Over 1.3 million American babies have been named Andrew. It was a top 10 boys' name from 1986 to 2007 — a twenty-one-year run that puts it firmly in the late-Cold-War-to-9/11 era of American naming. Today at rank 68, Andrew is doing what classic names do: shedding trend coding and starting to feel timeless again.
The apostle and the Greek root
Andrew comes from the Greek Andreas, derived from aner (genitive andros), meaning "man" or "manly." The apostle Andrew was the first disciple called by Jesus and the brother of Simon Peter, making him a foundational figure across Christian denominations. He's the patron saint of Scotland (the St Andrew's flag is the saltire on the Union Jack), Russia, Greece, and Romania.
That multi-country sainthood matters for naming portability. Andrew has been a top-tier name in Scotland, Russia (as Andrei), Greece (as Andreas), Italy (as Andrea, which is masculine there), Spain (as Andrés), and Portugal (as André) for centuries. The English Andrew is the version that travelled to America and stayed steady.
The audiences picking Andrew now
From a marketing read, Andrew today serves a specific audience: parents who want a name that's familiar without being currently trendy. It's the opposite of a name like Atlas or Theo. Andrew reads as established, slightly traditional, and reliably professional-sounding — which is exactly what a subset of American parents are now looking for after a decade of more inventive picks.
Common nicknames span the cohort: Andy (warm, slightly dated), Drew (sharper, more current — and increasingly used as a standalone first name), Andre (when reaching toward the French or Spanish register). Drew as a separate SSA entry has been climbing while Andrew has descended.
The counter-reading: is Andrew too safe?
The conventional take treats Andrew as the safest possible boys' name pick — too established, too widely used, too lacking in distinctive cultural moment. There's something to the critique. Andrew doesn't carry strong demographic coding the way newer names do, which means it also doesn't carry strong distinctive signal.

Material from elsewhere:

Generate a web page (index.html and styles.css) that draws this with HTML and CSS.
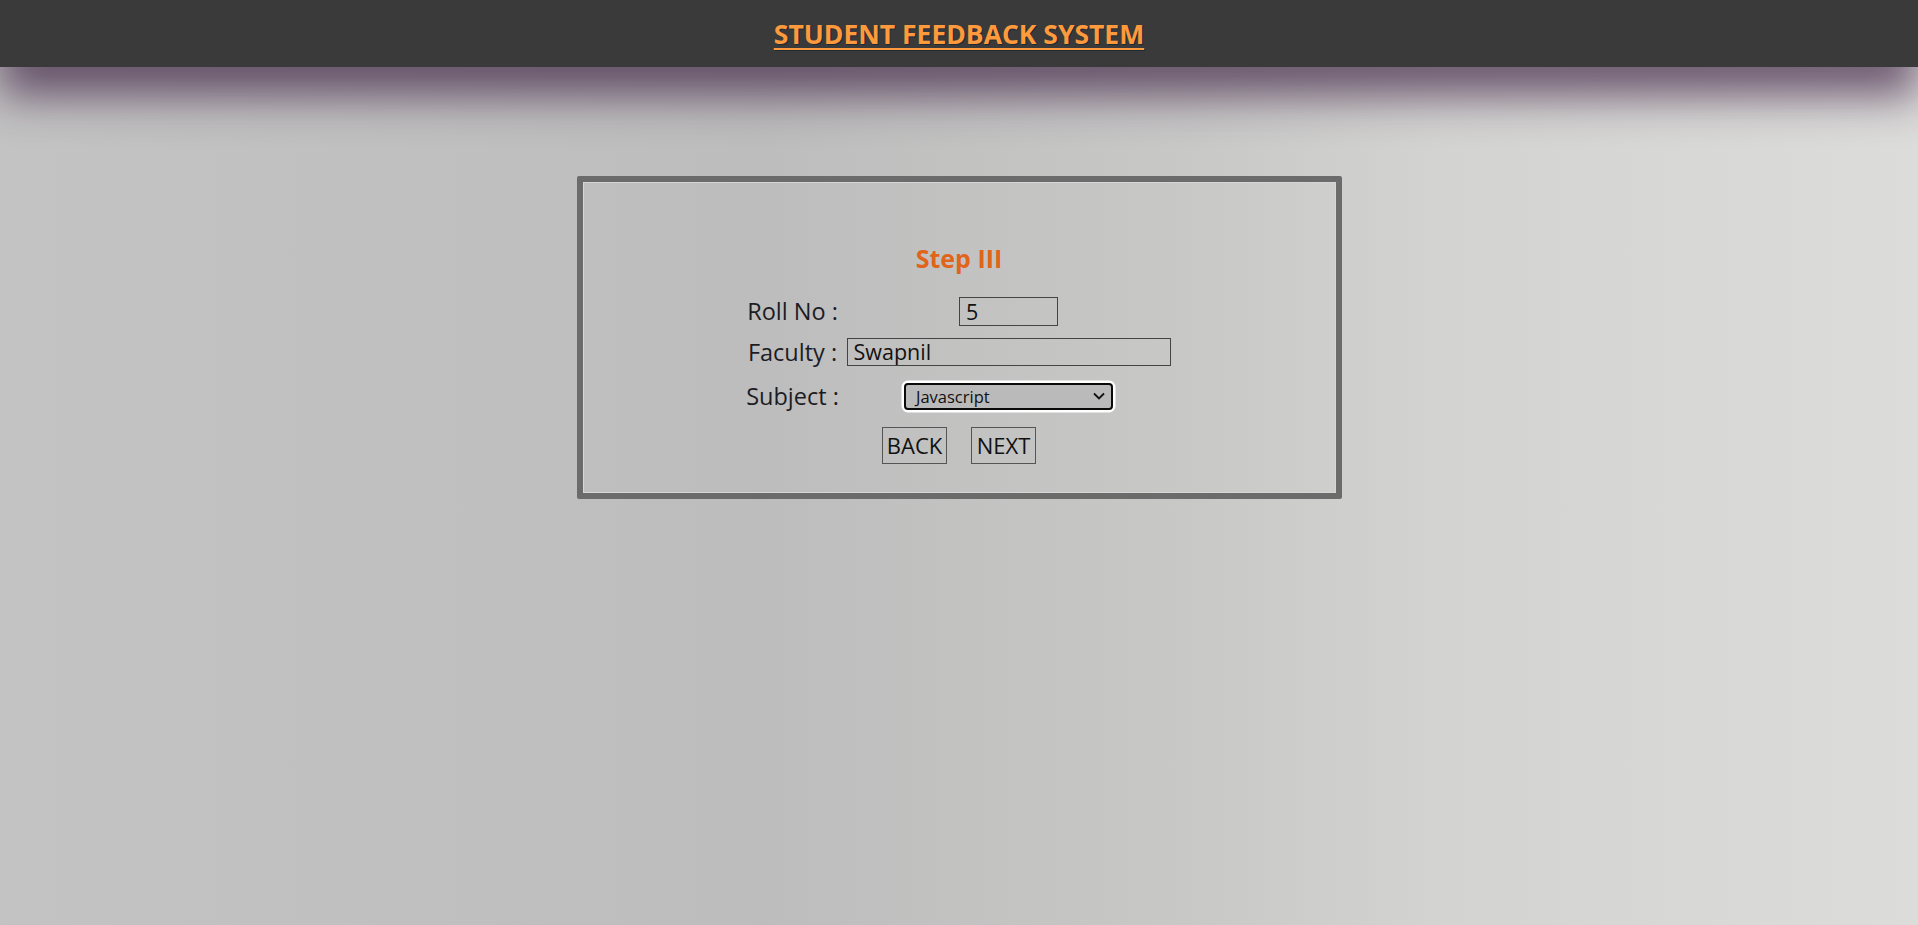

For parents in 2025, that absence of coding is the feature. Andrew won't lock a child to a specific decade or aesthetic. It will read as a working professional name across age ranges, in any region, in any career path. Common pairings on naming forums lean traditional: Andrew James, Andrew Michael, Andrew Thomas. Parents weighing Andrew against Alexander tend to choose Andrew when they want shorter rhythm without sacrificing classical weight. The 1990s data shows where Andrew dominated; today it's settling into the long-tenure phase.